What was the moment or wine that really sparked your passion for working in the wine industry?
I worked in hospitality part time to help fund my first University degree way back in 1991. One of the casual jobs I had was working in events at the National Art Gallery in Canberra. My casual job in time transpired to the promotion as Manager of the catering sector of the Gallery, and it was then that I was exposed to a great cellar of iconic wines reserved for politician and dignitary VIP events. I remember sampling an aged Cullen Cabernet Merlot as a young 21 year old at one of these events, and it was a life changing moment for me. I knew then I wanted to specialise in wine.
From your time as a Sommelier, what made a wine stand out to you and what did you look for in a wine when curating lists for venues?
When creating wine lists, it’s important to choose wines that are most suited to both the cuisine and client market of the restaurant, and also to strike a balance between lesser known artisan wines, and some trusted and highly recognised producers.
There should be a mix of light-bodied to full-bodied white & red wines, and dry to sweet/dessert wines. If the restaurant is licensed, the list should also include a good mix of wine ‘by the glass’ options, and at different price points.
I always preferred creating running and adaptive wine lists. As food menus and seasons change, so should the wine list. Certain wines also inevitably run out of stock, so you need to be able to change/update the list regularly.
Gone are the days when customers dine at a restaurant just because of the food. The expected dining experience nowadays from bistro to fine dining is the full gamat – a combination of food, beverage, service and atmosphere. Bland, lazy, rigid wine lists will inevitably lead to a lack of repeat business.
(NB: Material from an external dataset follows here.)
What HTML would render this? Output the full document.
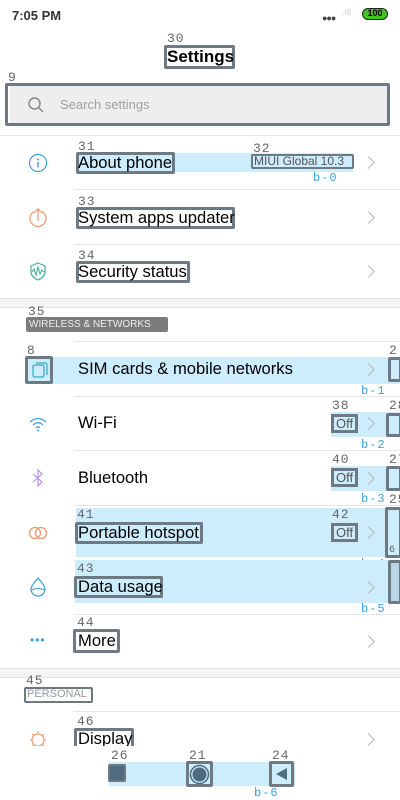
<!DOCTYPE html>
<html><head><meta charset="utf-8"><style>
*{margin:0;padding:0;box-sizing:border-box}
body{width:400px;height:800px;position:relative;background:#fff;font-family:"Liberation Sans",sans-serif;overflow:hidden;color:#000}
.a{position:absolute}
.box{position:absolute;border:3px solid #6d7a83;border-radius:2px}
.n{position:absolute;font-size:13px;color:#666;font-family:"Liberation Mono",monospace;letter-spacing:1px}
.hl{position:absolute;background:#cdecfc}
.t{position:absolute;font-size:16.6px;line-height:20px;white-space:nowrap}
.line{position:absolute;height:1px;background:#e6e6e6;left:74px;right:0}
.chev{position:absolute;left:364px;width:9px;height:9px;border-right:1.3px solid #b8b8b8;border-top:1.3px solid #b8b8b8;transform:rotate(45deg)}
.b{position:absolute;font-size:12px;color:#3aa0e0;font-family:"Liberation Mono",monospace;letter-spacing:1px}
.gap{position:absolute;left:0;right:0;background:#f5f5f5;border-top:1px solid #e3e3e3;border-bottom:1px solid #e3e3e3}
.off{position:absolute;font-size:13px;color:#555;border:3px solid #6d7a83;padding:0 2px;line-height:13px;left:331px}
</style></head><body>
<div class="t" style="left:12px;top:6px;font-size:13px;font-weight:bold;color:#333">7:05 PM</div>
<div class="a" style="left:322px;top:13px;font-size:9px;color:#444;letter-spacing:-1px">●●●</div>
<div class="a" style="left:342px;top:7px;font-size:9px;color:#ccc">.ıll</div>
<div class="a" style="left:362px;top:8px;width:26px;height:12px;background:#44c324;border:1.5px solid #222;border-radius:6px;font-size:9px;font-weight:bold;text-align:center;line-height:9px">100</div>

<div class="n" style="left:167px;top:31px">30</div>
<div class="box" style="left:164px;top:45px;width:71px;height:24px"></div>
<div class="t" style="left:167px;top:47px;font-size:17px;font-weight:bold">Settings</div>

<div class="n" style="left:8px;top:70px">9</div>
<div class="a" style="left:10px;top:86px;width:377px;height:37px;background:#eeeeee"></div>
<div class="box" style="left:5px;top:83px;width:385px;height:43px"></div>
<svg class="a" style="left:27px;top:96px" width="18" height="18"><circle cx="7.5" cy="7.5" r="5.5" fill="none" stroke="#888" stroke-width="1.5"/><line x1="11.5" y1="11.5" x2="16" y2="16" stroke="#888" stroke-width="1.5"/></svg>
<div class="t" style="left:60px;top:95px;font-size:13px;color:#a0a0a0">Search settings</div>
<div class="a" style="left:0;right:0;top:135px;height:1px;background:#e3e3e3"></div>

<!-- About -->
<svg class="a" style="left:28px;top:153px" width="20" height="20"><circle cx="10" cy="10" r="8.5" fill="none" stroke="#3a9ed6" stroke-width="1.2"/><circle cx="10" cy="6.5" r="1" fill="#3a9ed6"/><line x1="10" y1="9" x2="10" y2="14.5" stroke="#3a9ed6" stroke-width="1.4"/></svg>
<div class="hl" style="left:77px;top:153px;width:276px;height:19px"></div>
<div class="n" style="left:78px;top:139px">31</div>
<div class="box" style="left:76px;top:152px;width:99px;height:22px"></div>
<div class="t" style="left:78px;top:153px">About phone</div>
<div class="n" style="left:253px;top:141px">32</div>
<div class="box" style="left:251px;top:154px;width:103px;height:15px;border-width:2px"></div>
<div class="t" style="left:254px;top:154px;font-size:12px;line-height:14px;color:#555">MIUI Global 10.3</div>
<div class="b" style="left:313px;top:171px">b-0</div>
<div class="chev" style="top:158px"></div>
<div class="line" style="top:189px"></div>

<!-- System -->
<svg class="a" style="left:28px;top:207px" width="20" height="20"><path d="M6 4.5A8 8 0 1 0 14 4.5" fill="none" stroke="#ec9a6e" stroke-width="1.2"/><path d="M10 14V2M6 6l4-4 4 4" fill="none" stroke="#ec9a6e" stroke-width="1.2"/></svg>
<div class="n" style="left:78px;top:194px">33</div>
<div class="box" style="left:76px;top:207px;width:159px;height:22px"></div>
<div class="t" style="left:78px;top:208px">System apps updater</div>
<div class="chev" style="top:213px"></div>
<div class="line" style="top:244px"></div>

<!-- Security -->
<svg class="a" style="left:28px;top:261px" width="20" height="20"><path d="M10 2L17 5V11Q17 16 10 19Q3 16 3 11V5Z" fill="none" stroke="#46b09a" stroke-width="1.2"/><path d="M4 11L6 8L8 14L10 6L12 13L14 9L16 11" fill="none" stroke="#46b09a" stroke-width="1.1"/></svg>
<div class="n" style="left:78px;top:248px">34</div>
<div class="box" style="left:76px;top:261px;width:114px;height:22px"></div>
<div class="t" style="left:78px;top:262px">Security status</div>
<div class="chev" style="top:267px"></div>

<div class="gap" style="top:298px;height:10px"></div>
<div class="n" style="left:28px;top:304px">35</div>
<div class="a" style="left:26px;top:317px;width:142px;height:15px;background:#7c7c7c;border-radius:2px"></div>
<div class="t" style="left:29px;top:318px;font-size:10px;line-height:13px;color:#eee">WIRELESS &amp; NETWORKS</div>
<div class="line" style="top:341px"></div>

<!-- SIM -->
<div class="hl" style="left:26px;top:357px;width:374px;height:27px"></div>
<div class="n" style="left:27px;top:343px">8</div>
<div class="box" style="left:25px;top:356px;width:28px;height:28px"></div>
<svg class="a" style="left:30px;top:360px" width="20" height="20"><rect x="3" y="5" width="11" height="12" rx="1.5" fill="none" stroke="#3aa8c8" stroke-width="1.2"/><path d="M6 3H15Q17 3 17 5V15" fill="none" stroke="#3aa8c8" stroke-width="1.2"/></svg>
<div class="t" style="left:78px;top:359px">SIM cards &amp; mobile networks</div>
<div class="chev" style="top:365px"></div>
<div class="n" style="left:389px;top:343px">2</div>
<div class="box" style="left:388px;top:357px;width:14px;height:25px"></div>
<div class="b" style="left:361px;top:384px">b-1</div>
<div class="line" style="top:396px"></div>

<!-- WiFi -->
<svg class="a" style="left:28px;top:414px" width="20" height="20"><path d="M2 8Q10 1 18 8M5 11Q10 6.5 15 11M8 14Q10 12 12 14" fill="none" stroke="#3a9ed6" stroke-width="1.2"/><circle cx="10" cy="16.5" r="1" fill="#3a9ed6"/></svg>
<div class="t" style="left:78px;top:413px">Wi-Fi</div>
<div class="hl" style="left:331px;top:412px;width:69px;height:25px"></div>
<div class="n" style="left:332px;top:398px">38</div>
<div class="off" style="top:414px">Off</div>
<div class="chev" style="top:419px"></div>
<div class="n" style="left:389px;top:398px">28</div>
<div class="box" style="left:386px;top:413px;width:16px;height:24px"></div>
<div class="b" style="left:361px;top:438px">b-2</div>
<div class="line" style="top:450px"></div>

<!-- BT -->
<svg class="a" style="left:30px;top:468px" width="16" height="20"><path d="M3 6L12 14L8 18V2L12 6L3 14" fill="none" stroke="#b38be6" stroke-width="1.1"/></svg>
<div class="t" style="left:78px;top:468px">Bluetooth</div>
<div class="hl" style="left:331px;top:466px;width:69px;height:25px"></div>
<div class="n" style="left:332px;top:452px">40</div>
<div class="off" style="top:468px">Off</div>
<div class="chev" style="top:474px"></div>
<div class="n" style="left:389px;top:452px">27</div>
<div class="box" style="left:386px;top:466px;width:16px;height:25px"></div>
<div class="b" style="left:361px;top:492px">b-3</div>
<div class="line" style="top:505px"></div>

<!-- Hotspot -->
<div class="hl" style="left:76px;top:508px;width:324px;height:49px"></div>
<svg class="a" style="left:27px;top:523px" width="22" height="20"><circle cx="8" cy="10" r="5.5" fill="none" stroke="#ec9a6e" stroke-width="1.3"/><circle cx="14" cy="10" r="5.5" fill="none" stroke="#ec9a6e" stroke-width="1.3"/></svg>
<div class="n" style="left:77px;top:507px">41</div>
<div class="box" style="left:75px;top:522px;width:128px;height:22px"></div>
<div class="t" style="left:78px;top:523px">Portable hotspot</div>
<div class="n" style="left:332px;top:507px">42</div>
<div class="off" style="top:523px">Off</div>
<div class="chev" style="top:528px"></div>
<div class="n" style="left:389px;top:492px">25</div>
<div class="box" style="left:385px;top:507px;width:17px;height:51px"></div>
<div class="n" style="left:389px;top:545px;font-size:10px">6</div>
<div class="b" style="left:361px;top:557px">b-4</div>

<!-- Data -->
<div class="hl" style="left:75px;top:560px;width:325px;height:43px"></div>
<svg class="a" style="left:28px;top:576px" width="20" height="22"><path d="M10 2Q17 10 17 13A7 7 0 0 1 3 13Q3 10 10 2Z" fill="none" stroke="#3a9ed6" stroke-width="1.2"/><path d="M3.5 14Q10 11 16.5 14" fill="none" stroke="#3a9ed6" stroke-width="1.1"/></svg>
<div class="n" style="left:77px;top:561px">43</div>
<div class="box" style="left:74px;top:576px;width:89px;height:22px"></div>
<div class="t" style="left:78px;top:577px">Data usage</div>
<div class="chev" style="top:583px"></div>
<div class="box" style="left:388px;top:560px;width:14px;height:44px;background:#b8d6e6"></div>
<div class="b" style="left:361px;top:602px">b-5</div>
<div class="line" style="top:614px"></div>

<!-- More -->
<div class="a" style="left:30px;top:633px;font-size:12px;color:#3a9ed6;letter-spacing:1px">•••</div>
<div class="n" style="left:77px;top:615px">44</div>
<div class="box" style="left:73px;top:629px;width:47px;height:24px"></div>
<div class="t" style="left:78px;top:631px">More</div>
<div class="chev" style="top:637px"></div>

<div class="gap" style="top:668px;height:10px"></div>
<div class="n" style="left:26px;top:673px">45</div>
<div class="box" style="left:24px;top:687px;width:69px;height:16px;border-width:2px"></div>
<div class="t" style="left:27px;top:688px;font-size:11px;line-height:13px;color:#999">PERSONAL</div>
<div class="line" style="top:711px"></div>

<!-- Display -->
<svg class="a" style="left:28px;top:729px" width="20" height="22"><circle cx="10" cy="11" r="6" fill="none" stroke="#ec9a6e" stroke-width="1.2"/><path d="M10 2V4M10 18V20M2 11H4M16 11H18M4 5L5.5 6.5M16 5L14.5 6.5M4 17L5.5 15.5M16 17L14.5 15.5" stroke="#ec9a6e" stroke-width="1.1"/></svg>
<div class="n" style="left:77px;top:714px">46</div>
<div class="box" style="left:74px;top:728px;width:60px;height:23px"></div>
<div class="t" style="left:78px;top:729px">Display</div>
<div class="chev" style="top:735px"></div>

<!-- nav -->
<div class="a" style="left:0;right:0;top:746px;height:54px;background:#fff"></div>
<div class="hl" style="left:109px;top:762px;width:186px;height:24px"></div>
<div class="n" style="left:111px;top:748px">26</div>
<div class="a" style="left:108px;top:764px;width:18px;height:18px;background:#4f6b80;border:2px solid #6d7a83;border-radius:2px"></div>
<div class="n" style="left:189px;top:748px">21</div>
<div class="box" style="left:186px;top:761px;width:27px;height:26px"></div>
<svg class="a" style="left:189px;top:764px" width="21" height="21"><circle cx="10.5" cy="10.5" r="9" fill="none" stroke="#4f6b80" stroke-width="1.5"/><circle cx="10.5" cy="10.5" r="7" fill="#4f6b80"/></svg>
<div class="n" style="left:272px;top:748px">24</div>
<div class="box" style="left:269px;top:761px;width:25px;height:26px"></div>
<svg class="a" style="left:273px;top:766px" width="16" height="16"><path d="M14 2V14L3 8Z" fill="#4f6b80"/></svg>
<div class="b" style="left:254px;top:786px">b-6</div>
</body></html>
It’s a Sunday afternoon, you have nothing to do and not a care in the world. What wine(s) are you drinking, what snack are you pairing it with and what song are you listening to?
Wow, it’s like you know me too well!
Depending on the weather and company, it’s likely to be an Australian or German Riesling, Loire Valley Chenin Blanc, Chablis, Nebbiolo Langhe, New or Old world Pinot Noir, Bandol Rose or a Beaujolais. It’s a varied list I know, but they are generally my ‘go to’ wines on a nice relaxing Sunday arvo.
Funnily enough, we regularly have music playing on a Sunday afternoon at home. I have a ‘Sunday Chill’ playlist that I generally listen to, although often my kids inevitably wear me down and I end up listening to their playlists! I love music and many different genres, from Jack Johnson to Pearl Jam, and 60’s to current.
You can’t beat a Sunday arvo cheese and charcuterie plate. Any of the wines mentioned above would work with a mix of Cheeses, Meats, Olives, Tapenade, Pates, crusty bread etc. Frankly I wouldn’t get too bogged down with specific wine and food matches in such a relaxed setting, but for me the wine is always decided on before the food in this scenario!
If you could wake up in any wine region in the world tomorrow, which one would it be and what would be the first winery you would visit?
The populist answer to that question would be Burgundy and Domaine de la Romanee-Conti (DRC), but without question, Piedmont and the great Barolo’s are my weakness. The first winery I would visit would be Giacomo Conterno, and then onto Giuseppe Rinaldi. I could die a happy man with a glass of aged Conterno Monfortino in my hand!